We’re all just a bag of nerves together, basically.
Gluttons for punishment

So why do we keep going back to this thing that’s treated us so badly?
“In sports, it’s not just winning that rewards you,” Eric explains. “Human connection and relationships matter to us very much, too. As social animals, the existence of relationships rewards us as much as the hive of relationships. Long-term loyalty and love matters to us.”
Eric says that the neuroscience research he did for his book suggests that the existence of long-term relationships can operate a dopamine loop.
“Seeing a picture of a person you’ve been married to for twenty years operates in a similar way to temporary reward like winning - because relationships matter.”
For Eric, loyalty to a team rewards us in a similar way. It's a long-term relationship that requires our continued input and we're rewarded for our loyalty.
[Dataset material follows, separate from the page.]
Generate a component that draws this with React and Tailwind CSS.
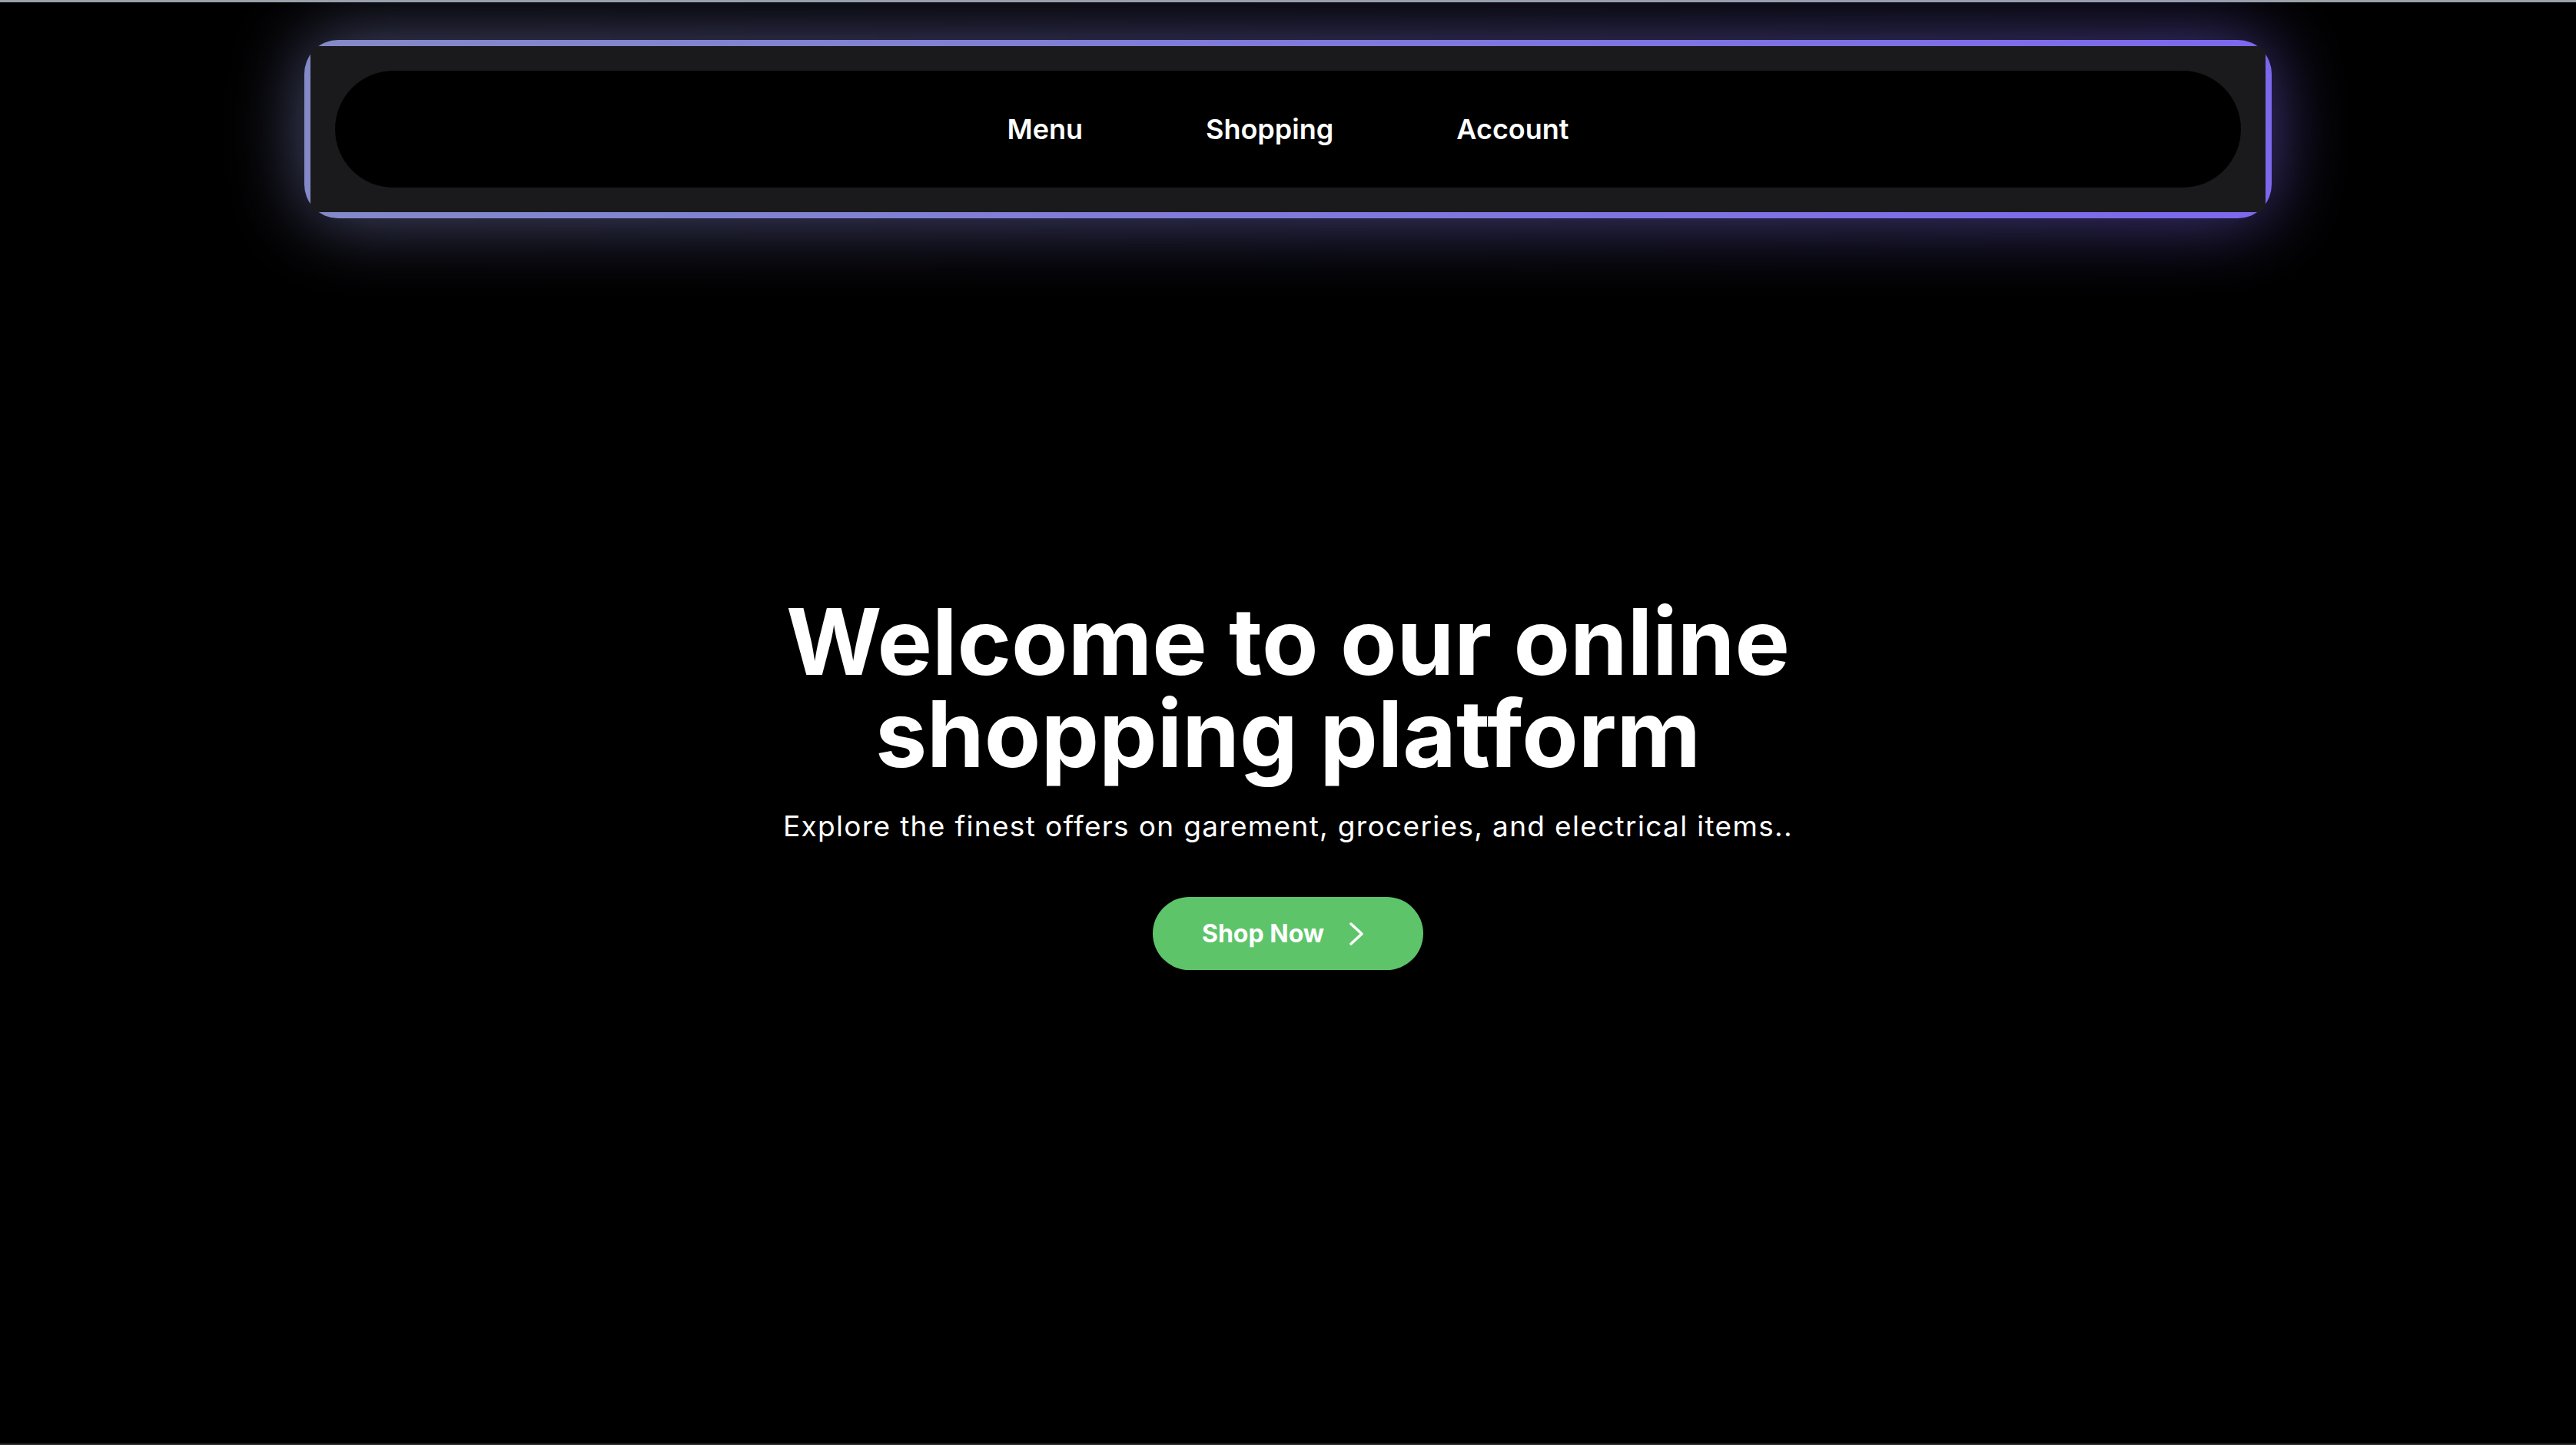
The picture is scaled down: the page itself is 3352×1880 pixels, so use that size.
import React from "react";

const links = ["Menu", "Shopping", "Account"];

export default function App() {
  return (
    <div className="min-h-screen bg-black flex flex-col font-['Inter','Noto_Sans',sans-serif] text-white">
      {/* window edge */}
      <div className="h-[3px] bg-[#9aa3ab]" />

      {/* HEADER */}
      <header className="pt-[49px] flex justify-center">
        <div className="relative w-[2560px]">
          <div className="absolute inset-0 rounded-[44px] bg-gradient-to-r from-[#8489c8] to-[#7c68ec] blur-[50px] opacity-60" />
          <div className="relative rounded-[44px] bg-gradient-to-r from-[#8489c8] to-[#7c68ec] p-[8px]">
            <div className="rounded-[12px] bg-[#1a1a1c] p-[32px]">
              <nav className="h-[152px] rounded-full bg-black flex items-center justify-center">
                {links.map((link) => (
                  <a
                    key={link}
                    href="#"
                    className="px-[80px] text-[36px] font-semibold leading-none"
                  >
                    {link}
                  </a>
                ))}
              </nav>
            </div>
          </div>
        </div>
      </header>

      {/* HERO */}
      <main className="flex-1 flex flex-col items-center text-center pt-[491px]">
        <h1 className="text-[120px] leading-none font-bold">
          Welcome to our online
          <br />
          shopping platform
        </h1>
        <p className="mt-[32px] text-[37px] leading-[56px] tracking-[0.036em]">
          Explore the finest offers on garement, groceries, and electrical items..
        </p>
        <button className="mt-[64px] h-[95px] rounded-full bg-[#5ec46a] pl-[64px] pr-[78px] flex items-center text-[32px] font-bold">
          Shop Now
          <svg
            width="18"
            height="30"
            viewBox="0 0 18 30"
            fill="none"
            stroke="white"
            strokeWidth="3.5"
            strokeLinecap="round"
            strokeLinejoin="round"
            className="ml-[33px]"
          >
            <polyline points="2,2 16,15 2,28" />
          </svg>
        </button>
      </main>

      <div className="h-[2px] bg-[#2e2e2e]" />
    </div>
  );
}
Basically, we’re in it for the long haul, whether we like it or not.
Dealing with defeat and feelings of despair

Okay, so let’s imagine the worst. We’ve been shocked by Tunisia, trounced by Belgium, and we’ve failed to qualify. How do we cope?
Eric looks to practices from mindfulness. “A lot of teachings from meditation tell us to not push emotions aside, but label and watch them as they go by, before letting them go. I think that’s helpful," he says.
Crucially, though, Eric believes that we should also allow ourselves to admit to these feelings.
“Part of the reason that the frustration feels so bad is that there’s a degree of shame in allowing yourself to be frustrated by something so inconsequential,” he tells me. “You’re mad at yourself. I don’t think you should be.”
For him, it’s totally normal to respond with upset. “Again, this is not a totally unreasonable thing to feel. Your fears are legitimate. Feeling hurt or disappointment is a rational, evidence-based response.”
So we should be worried, and we should be upset when we lose.
Well, that’s cheered us up. Hopefully it’s helped you out too.
In the meantime…come on England! It’s going to be our year!